## Information shown
----------

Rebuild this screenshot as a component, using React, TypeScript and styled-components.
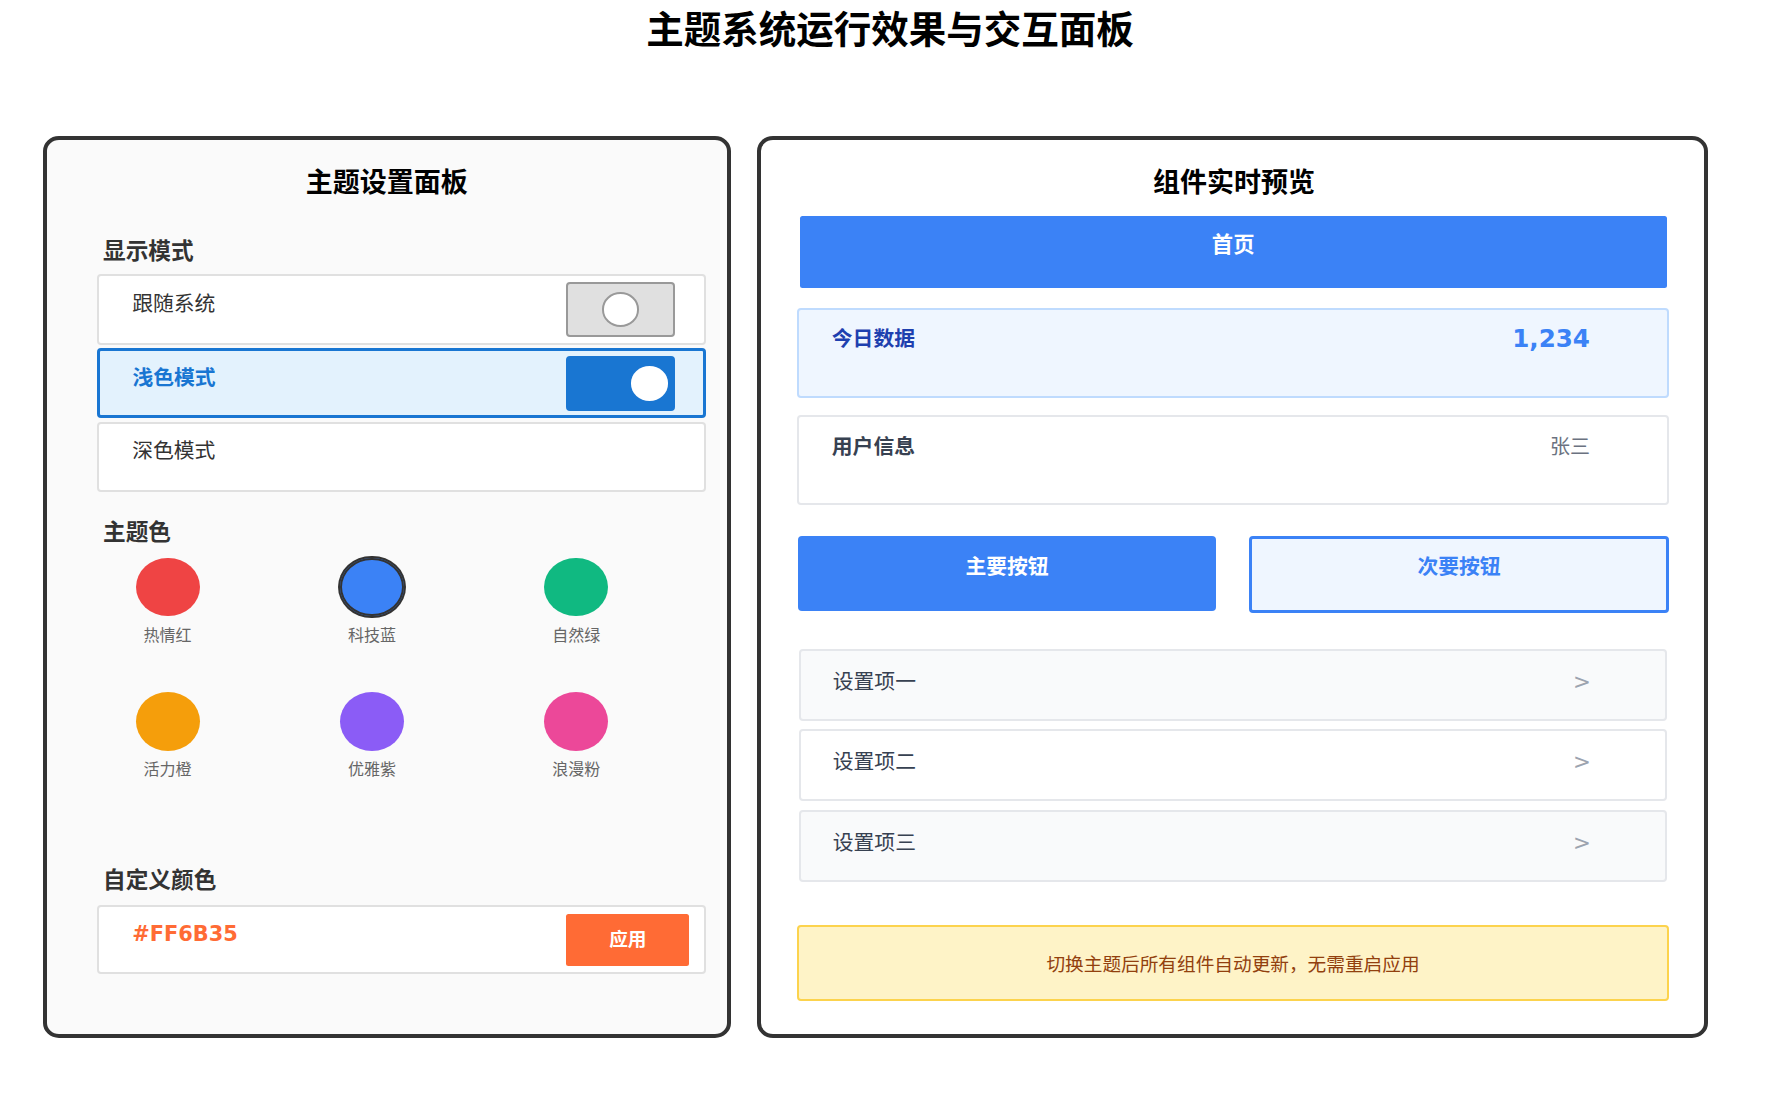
import React from "react";
import styled, { createGlobalStyle } from "styled-components";

const GlobalStyle = createGlobalStyle`
  html, body {
    margin: 0;
    padding: 0;
    background: #fff;
  }
  body {
    font-family: "DejaVu Sans", "Noto Sans CJK SC", sans-serif;
  }
  * {
    box-sizing: border-box;
  }
`;

const Page = styled.div`
  width: 1780px;
  height: 1104px;
  overflow: hidden;
`;

const PageTitle = styled.h1`
  margin: 0;
  height: 57.65px;
  padding-top: 1.8px;
  font-size: 37.5px;
  line-height: 57.65px;
  font-weight: bold;
  color: #000;
  text-align: center;
`;

const Board = styled.div`
  display: flex;
  gap: 26.67px;
  padding: 77.9px 0 0 42.67px;
`;

const Panel = styled.section<{ $width: number; $bg: string }>`
  width: ${(p) => p.$width}px;
  height: 902.6px;
  padding: 24.5px 20.67px 0 50px;
  background: ${(p) => p.$bg};
  border-style: solid;
  border-color: #333;
  border-width: 4.3px 4.7px;
  border-radius: 16px / 15px;
`;

const RightPanel = styled(Panel)`
  padding: 24.5px 34.67px 0 35.33px;
`;

const PanelTitle = styled.h2`
  margin: 0 0 0 -29.3px;
  padding-top: 1px;
  height: 36.8px;
  font-size: 27px;
  line-height: 36.8px;
  font-weight: bold;
  color: #000;
  text-align: center;
`;

const RightTitle = styled(PanelTitle)`
  margin: 0 0 0 2px;
`;

const SectionLabel = styled.h3<{ $top: number; $bottom: number }>`
  margin: ${(p) => p.$top}px 0 ${(p) => p.$bottom}px 6.4px;
  font-size: 22.67px;
  line-height: 29.44px;
  font-weight: bold;
  color: #333;
`;

const ModeList = styled.div`
  display: flex;
  flex-direction: column;
  gap: 3.31px;
`;

const ModeRow = styled.div<{ $active?: boolean }>`
  display: flex;
  align-items: flex-start;
  justify-content: space-between;
  height: 70.5px;
  padding: ${(p) => (p.$active ? "5.38px 28.13px 0 32.77px" : "6.18px 28.93px 0 33.57px")};
  background: ${(p) => (p.$active ? "#e3f2fd" : "#fff")};
  border: ${(p) => (p.$active ? "3.2px solid #1976d2" : "2.4px solid #e0e0e0")};
  border-radius: 4px;
`;

const ModeLabel = styled.span<{ $active?: boolean }>`
  margin-top: 7.6px;
  font-size: 20.8px;
  line-height: 29.44px;
  font-weight: ${(p) => (p.$active ? "bold" : "normal")};
  color: ${(p) => (p.$active ? "#1976d2" : "#333")};
`;

const Toggle = styled.div<{ $on?: boolean }>`
  display: flex;
  align-items: center;
  justify-content: ${(p) => (p.$on ? "flex-end" : "center")};
  width: 109.33px;
  height: 54.6px;
  padding: 0 4.67px;
  background: ${(p) => (p.$on ? "#1976d2" : "#e0e0e0")};
  border: 2.4px solid ${(p) => (p.$on ? "#1976d2" : "#999")};
  border-radius: 4px;
`;

const Knob = styled.div<{ $on?: boolean }>`
  width: 37.33px;
  height: 34.35px;
  background: #fff;
  border: ${(p) => (p.$on ? "none" : "2.4px solid #999")};
  border-radius: 50%;
`;

const SwatchGrid = styled.div`
  display: grid;
  grid-template-columns: repeat(3, 133.33px);
  column-gap: 71.07px;
  row-gap: 44.9px;
  margin-left: 4.27px;
`;

const Swatch = styled.div`
  display: flex;
  flex-direction: column;
  align-items: center;
`;

const SwatchDot = styled.div<{ $color: string; $selected?: boolean }>`
  width: 64px;
  height: 58.88px;
  background: ${(p) => p.$color};
  border-radius: 50%;
  box-shadow: ${(p) => (p.$selected ? "0 0 0 2px #333, inset 0 0 0 2px #333" : "none")};
`;

const SwatchName = styled.span`
  margin-top: 8.46px;
  font-size: 16px;
  line-height: 22.08px;
  color: #666;
`;

const CustomRow = styled.div`
  display: flex;
  align-items: flex-start;
  justify-content: space-between;
  height: 69.5px;
  padding: 6.8px 14.87px 0 33.57px;
  background: #fff;
  border: 2.4px solid #e0e0e0;
  border-radius: 4px;
`;

const HexValue = styled.span`
  margin-top: 6.2px;
  font-size: 20.9px;
  line-height: 29.44px;
  font-weight: bold;
  color: #ff6b35;
`;

const ApplyButton = styled.button`
  width: 122.67px;
  height: 52.13px;
  padding: 0 0 4px;
  font-family: inherit;
  font-size: 18.67px;
  font-weight: bold;
  color: #fff;
  background: #ff6b35;
  border: none;
  border-radius: 2.5px;
`;

const NavBar = styled.div`
  height: 72px;
  margin: 15.2px 2.8px 0 3.2px;
  padding-top: 14.47px;
  font-size: 21.33px;
  line-height: 29.44px;
  font-weight: bold;
  color: #fff;
  text-align: center;
  background: #3b82f6;
  border-radius: 2.5px;
`;

const InfoCard = styled.div<{ $top: number; $accent?: boolean }>`
  display: flex;
  align-items: flex-start;
  justify-content: space-between;
  height: 89.9px;
  margin-top: ${(p) => p.$top}px;
  padding: 15.38px 77.33px 0 33.2px;
  background: ${(p) => (p.$accent ? "#eff6ff" : "#fff")};
  border: 2.4px solid ${(p) => (p.$accent ? "#bfdbfe" : "#e5e7eb")};
  border-radius: 4px;
`;

const CardLabel = styled.span<{ $accent?: boolean }>`
  font-size: 20.8px;
  line-height: 29.44px;
  font-weight: bold;
  color: ${(p) => (p.$accent ? "#1e40af" : "#374151")};
`;

const CardValue = styled.span<{ $accent?: boolean }>`
  margin-top: ${(p) => (p.$accent ? -1 : 0)}px;
  font-size: ${(p) => (p.$accent ? 24.6 : 20)}px;
  line-height: 29.44px;
  font-weight: ${(p) => (p.$accent ? "bold" : "normal")};
  color: ${(p) => (p.$accent ? "#3b82f6" : "#6b7280")};
`;

const ButtonRow = styled.div`
  display: grid;
  grid-template-columns: 1fr 1fr;
  column-gap: 31.33px;
  align-items: start;
  margin-top: 30.3px;
`;

const PrimaryButton = styled.button`
  display: block;
  height: 74.83px;
  margin: 0.6px 1.73px 0;
  padding: 16.7px 0 28.69px;
  font-family: inherit;
  font-size: 20.8px;
  line-height: 29.44px;
  font-weight: bold;
  text-align: center;
  color: #fff;
  background: #3b82f6;
  border: none;
  border-radius: 4px;
`;

const SecondaryButton = styled.button`
  display: block;
  height: 77.65px;
  padding: 13.51px 0 27.1px;
  font-family: inherit;
  font-size: 20.8px;
  line-height: 29.44px;
  font-weight: bold;
  text-align: center;
  color: #3b82f6;
  background: #eff6ff;
  border: 3.8px solid #3b82f6;
  border-radius: 4px;
`;

const SettingsList = styled.div`
  display: flex;
  flex-direction: column;
  gap: 8.5px;
  margin: 35.43px 2.6px 0;
`;

const SettingsItem = styled.div<{ $shaded?: boolean }>`
  display: flex;
  align-items: flex-start;
  justify-content: space-between;
  height: 72px;
  padding: 16.87px 73.8px 0 31.53px;
  font-size: 20.8px;
  line-height: 29.44px;
  color: #374151;
  background: ${(p) => (p.$shaded ? "#f9fafb" : "#fff")};
  border: 2.4px solid #e5e7eb;
  border-radius: 4px;
`;

const Chevron = styled.span`
  margin-top: -1px;
  font-size: 21.33px;
  color: #9ca3af;
`;

const Notice = styled.div`
  display: flex;
  align-items: center;
  justify-content: center;
  height: 76px;
  margin-top: 43.5px;
  padding-bottom: 2px;
  font-size: 18.67px;
  color: #92400e;
  background: #fef3c7;
  border: 2.4px solid #fcd34d;
  border-radius: 4px;
`;

const modes = [
  { label: "跟随系统", toggle: "off" },
  { label: "浅色模式", toggle: "on", active: true },
  { label: "深色模式" },
];

const swatches = [
  { name: "热情红", color: "#ef4444" },
  { name: "科技蓝", color: "#3b82f6", selected: true },
  { name: "自然绿", color: "#10b981" },
  { name: "活力橙", color: "#f59e0b" },
  { name: "优雅紫", color: "#8b5cf6" },
  { name: "浪漫粉", color: "#ec4899" },
];

const settings = ["设置项一", "设置项二", "设置项三"];

const App = () => (
  <Page>
    <GlobalStyle />
    <PageTitle>主题系统运行效果与交互面板</PageTitle>
    <Board>
      <Panel $width={688} $bg="#fafafa">
        <PanelTitle>主题设置面板</PanelTitle>
        <SectionLabel $top={36.06} $bottom={7.73}>显示模式</SectionLabel>
        <ModeList>
          {modes.map((m) => (
            <ModeRow key={m.label} $active={m.active}>
              <ModeLabel $active={m.active}>{m.label}</ModeLabel>
              {m.toggle && (
                <Toggle $on={m.toggle === "on"}>
                  <Knob $on={m.toggle === "on"} />
                </Toggle>
              )}
            </ModeRow>
          ))}
        </ModeList>
        <SectionLabel $top={26.2} $bottom={9.86}>主题色</SectionLabel>
        <SwatchGrid>
          {swatches.map((s) => (
            <Swatch key={s.name}>
              <SwatchDot $color={s.color} $selected={s.selected} />
              <SwatchName>{s.name}</SwatchName>
            </Swatch>
          ))}
        </SwatchGrid>
        <SectionLabel $top={85} $bottom={9}>自定义颜色</SectionLabel>
        <CustomRow>
          <HexValue>#FF6B35</HexValue>
          <ApplyButton>应用</ApplyButton>
        </CustomRow>
      </Panel>
      <RightPanel $width={950.67} $bg="#fff">
        <RightTitle>组件实时预览</RightTitle>
        <NavBar>首页</NavBar>
        <InfoCard $top={19.86} $accent>
          <CardLabel $accent>今日数据</CardLabel>
          <CardValue $accent>1,234</CardValue>
        </InfoCard>
        <InfoCard $top={17.66}>
          <CardLabel>用户信息</CardLabel>
          <CardValue>张三</CardValue>
        </InfoCard>
        <ButtonRow>
          <PrimaryButton>主要按钮</PrimaryButton>
          <SecondaryButton>次要按钮</SecondaryButton>
        </ButtonRow>
        <SettingsList>
          {settings.map((s, i) => (
            <SettingsItem key={s} $shaded={i !== 1}>
              {s}
              <Chevron>&gt;</Chevron>
            </SettingsItem>
          ))}
        </SettingsList>
        <Notice>切换主题后所有组件自动更新，无需重启应用</Notice>
      </RightPanel>
    </Board>
  </Page>
);

export default App;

----------

## Exercise aim
Copy each line of the listing that includes "components".

## Answer to the task
Rebuild this screenshot as a component, using React, TypeScript and styled-components.
import styled, { createGlobalStyle } from "styled-components";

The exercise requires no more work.